There was little debate, Sweet notes. And when Benjamin Franklin, who took a religious view of the United States as “the light of the world,” proposed that the Constitutional Convention open with a daily prayer, he was rebuffed.

Most of the religious practices associated with government today are products of tradition, not law. The president isn’t required to utter the oath of office with his hand on a Bible; but every president has. The presidential oath doesn’t include the phrase “so help me God.” That phrase endured after George Washington said it during his swearing in.

As for the First Amendment “Congress shall make no law respecting an establishment of religion, or prohibiting the free exercise thereof …,” the nuances of its wording are argued to this day. Some modern judges think the amendment just prohibits the government from promoting one religion over another and doesn’t require it to stay out of religion completely. That was part of the Supreme Court’s rationale last week for upholding school vouchers.

Legislative attempts

While the United States was founded in part by groups fleeing religious persecution, it was exactly because of that persecution that they wanted to separate government from God, Sweet writes. The English Puritans proposed a distinction between the “realm of nature” and the “realm of grace,” much as Jesus taught: “Render therefore unto Caesar the things which are Caesar’s and unto God the things that are God’s.”

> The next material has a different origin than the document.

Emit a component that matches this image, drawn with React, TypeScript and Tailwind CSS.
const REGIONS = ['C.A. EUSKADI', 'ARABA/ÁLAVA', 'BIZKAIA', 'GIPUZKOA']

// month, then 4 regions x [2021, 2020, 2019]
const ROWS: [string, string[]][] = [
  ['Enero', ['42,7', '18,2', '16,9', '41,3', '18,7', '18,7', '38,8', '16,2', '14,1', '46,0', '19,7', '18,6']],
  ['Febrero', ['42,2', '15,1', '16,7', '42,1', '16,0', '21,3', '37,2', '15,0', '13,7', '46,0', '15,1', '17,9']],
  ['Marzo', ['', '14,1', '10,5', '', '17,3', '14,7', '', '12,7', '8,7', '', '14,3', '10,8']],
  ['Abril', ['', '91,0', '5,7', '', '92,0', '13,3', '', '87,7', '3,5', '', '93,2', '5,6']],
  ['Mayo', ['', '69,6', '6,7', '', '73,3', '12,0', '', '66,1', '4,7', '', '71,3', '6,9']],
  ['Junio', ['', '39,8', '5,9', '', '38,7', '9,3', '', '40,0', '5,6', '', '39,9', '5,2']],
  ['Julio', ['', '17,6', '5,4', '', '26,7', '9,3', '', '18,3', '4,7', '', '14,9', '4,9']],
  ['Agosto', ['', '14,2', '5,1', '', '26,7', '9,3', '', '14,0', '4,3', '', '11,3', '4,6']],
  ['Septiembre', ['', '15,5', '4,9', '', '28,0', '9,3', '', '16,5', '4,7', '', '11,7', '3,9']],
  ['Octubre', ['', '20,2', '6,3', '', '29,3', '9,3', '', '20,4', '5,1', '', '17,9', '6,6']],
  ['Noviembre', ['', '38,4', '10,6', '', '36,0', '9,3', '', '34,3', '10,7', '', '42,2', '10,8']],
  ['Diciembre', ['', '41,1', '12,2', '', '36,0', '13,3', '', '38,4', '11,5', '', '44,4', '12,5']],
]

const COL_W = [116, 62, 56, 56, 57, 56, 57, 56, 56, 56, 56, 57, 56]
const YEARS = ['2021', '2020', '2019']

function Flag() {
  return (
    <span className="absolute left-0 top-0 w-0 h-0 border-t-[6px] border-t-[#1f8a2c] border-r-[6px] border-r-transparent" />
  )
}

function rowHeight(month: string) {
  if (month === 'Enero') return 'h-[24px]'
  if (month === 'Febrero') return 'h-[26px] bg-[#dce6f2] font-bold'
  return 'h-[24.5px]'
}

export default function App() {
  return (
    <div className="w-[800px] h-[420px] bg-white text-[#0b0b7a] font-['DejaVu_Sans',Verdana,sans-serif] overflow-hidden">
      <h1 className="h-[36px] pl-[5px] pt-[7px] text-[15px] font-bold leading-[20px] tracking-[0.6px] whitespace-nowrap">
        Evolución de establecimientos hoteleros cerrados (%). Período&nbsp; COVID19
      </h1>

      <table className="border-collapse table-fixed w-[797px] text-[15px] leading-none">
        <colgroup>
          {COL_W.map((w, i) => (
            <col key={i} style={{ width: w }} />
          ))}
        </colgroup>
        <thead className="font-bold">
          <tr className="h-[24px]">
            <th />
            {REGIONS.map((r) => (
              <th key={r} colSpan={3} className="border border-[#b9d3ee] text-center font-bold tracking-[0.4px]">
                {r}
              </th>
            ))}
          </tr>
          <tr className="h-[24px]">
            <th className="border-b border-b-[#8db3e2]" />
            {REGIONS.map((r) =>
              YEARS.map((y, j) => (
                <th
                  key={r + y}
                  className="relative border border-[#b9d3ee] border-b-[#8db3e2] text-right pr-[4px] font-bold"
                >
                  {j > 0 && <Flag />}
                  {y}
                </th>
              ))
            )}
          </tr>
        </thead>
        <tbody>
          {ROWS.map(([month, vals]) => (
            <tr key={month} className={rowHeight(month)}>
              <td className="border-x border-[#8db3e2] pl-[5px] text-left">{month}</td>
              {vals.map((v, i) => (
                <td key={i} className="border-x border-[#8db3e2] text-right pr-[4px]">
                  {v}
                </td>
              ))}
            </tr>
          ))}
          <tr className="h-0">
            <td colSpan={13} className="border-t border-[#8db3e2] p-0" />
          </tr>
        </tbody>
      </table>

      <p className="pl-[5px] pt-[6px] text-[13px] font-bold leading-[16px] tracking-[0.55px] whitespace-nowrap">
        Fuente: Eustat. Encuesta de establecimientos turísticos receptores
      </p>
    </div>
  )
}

Yet throughout American history, especially in times of war, amendments have been proposed to make the United States an officially Christian nation. After the Civil War, a group lobbied for a rewriting of the preamble to the Constitution, “humbly acknowledging Almighty God as the source of all authority and power in civil government, the Lord Jesus Christ as the Ruler among the nations” and “His revealed will as the supreme law of the land, in order to constitute a Christian government.”

That measure was defeated, but less-radical changes were embraced in the ’50s by a nation fearing communism.

In historical context

The Pledge of Allegiance, written by a socialist named Francis Bellamy in 1892 for a children’s magazine, was altered to include “under God” in 1954.

Court decisions, meanwhile, have allowed the use of certain Christian symbols in government by ruling that they have essentially lost their religious meanings. In 1985, the Supreme Court decided, 5-4, to allow a Rhode Island city to display a nativity scene during Christmas. The majority said it was a form of ceremonial deism that, “through rote repetition,” has lost any significant religious content.

Christian symbols are part of our heritage, says Marvin Meyers, professor of religious studies at Chapman University. There are numerous symbols on the dollar, for instance, related to all sorts of mythologies and traditions.

“We have to see these things in historical context,” he says. “This is part of our history. No one is required to believe; we’re not trying to force any conversion. These words need not be destructive.”

But what worries some atheists is not so much the two words in the pledge, but the reaction when it’s suggested that they be removed. Though monotheists are far and away this nation’s majority, religious leaders often act as if they are under siege, says Ryan Anderson, co-founder of the United Freethought Coalition, an Orange County, Calif., organization that promotes religious tolerance.

“I have no problem with a politician maintaining a strong, public belief in a particular faith,” Anderson says. “But when that belief begins to manifest itself in political action, I become concerned.”

There’s a prejudice against atheists in America because they are thought to lack morals, Anderson says. When the elder President Bush was asked about them in 1987, he said: “I don’t know that atheists should be considered as citizens, nor should they be considered patriots. This is one nation under God.”

“The trouble is that’s the view many people have and many have expressed to me,” Anderson says. “As an atheistic agnostic, I hold no belief in God, yet my morals and outlook on life are just as bright and solid as the most devout Christian. Like many atheists, I love this country dearly, and we do often find ourselves arguing that a belief in the Constitution, in democracy and in our freedoms has nothing to do with God.”